China is a large, complex, and socially, economically and geographically diverse country of approximately 1.3 billion people. With a Gini coefficient (a measure of social inequality) that lies between 45 and 60, China is home to some of the richest and poorest people in the world (Cai 2012; Hodgson 2012; Yao and Wang 2013). (By comparison, South Africa has the highest economic inequality with a Gini coefficient of around 65, while Denmark is considered the most egalitarian society with a Gini coefficient of only 25.) Although its middle class is growing, the distribution of income, education, power, and disease is increasingly unequal (Sun and Guo 2012: 3—5). There are many important factors related to this which drive the spread of HIV.
The inequality which has characterised China’s social and economic development since the economic liberalisation reforms of the late 1970s has directly shaped the way HIV and AIDS have affected the nation. This inequality has also impacted on the ways in which the virus has been managed, narrated and become a problem of governance.

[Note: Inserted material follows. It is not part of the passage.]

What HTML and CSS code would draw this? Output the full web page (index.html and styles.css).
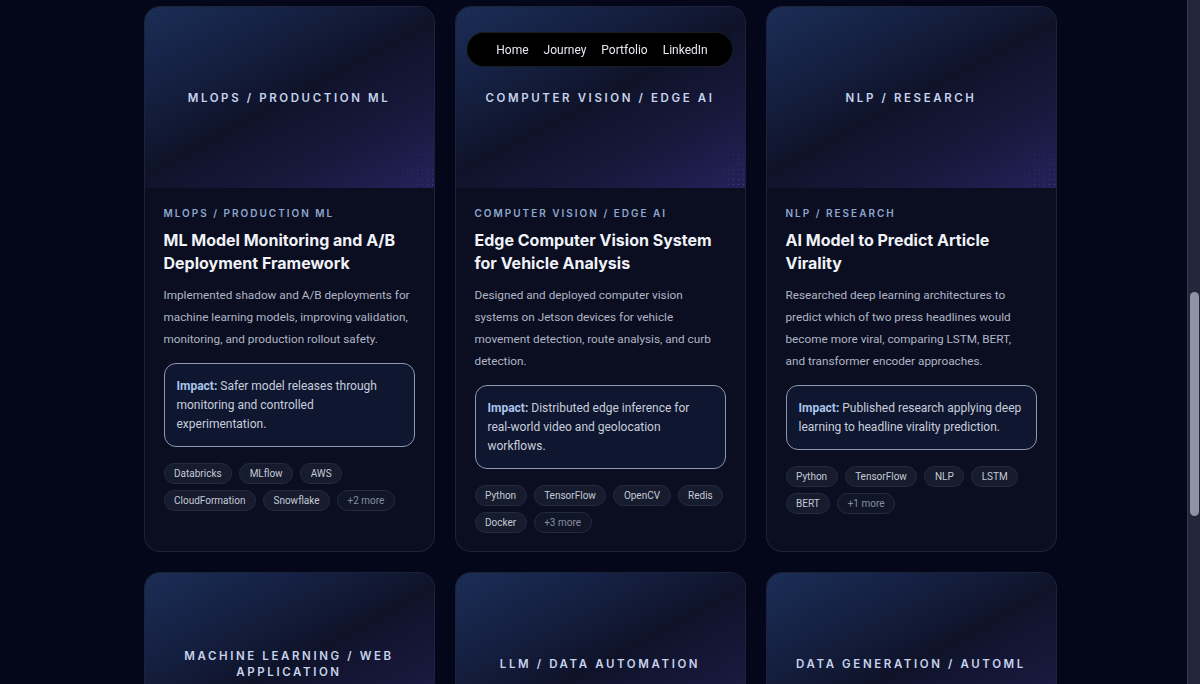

Although the central government issues policies that call for consistent responses to HIV, their implementation varies across the country according to local will, area economic profiles, budgets, and the income and education levels of target audiences. The resources assigned to HIV diagnostic technologies, and clinical and HIV-based civil society programs are also unevenly distributed (Wan and Beijing Aizhixing Institute 2011).
This problem of inequality, particularly where HIV is concerned, is shaped by the country’s sharp ethnic and class divisions. China is officially made up of over fifty recognised ethnic groups. The Han represent a significant majority, and are generally wealthier, more powerful, better educated and have lower infection rates than those from minority groups. Their more powerful ideologies have impacted on the transmission paths of HIV, as well as on the ways in which HIV is studied, researched, detected, and communicated in social and public health discourses. Assumptions about the value and character of peasants and minority cultures have influenced HIV policy and responses (Hyde 2007), as well as the representations of HIV in public health and consumer media (Hood 2011).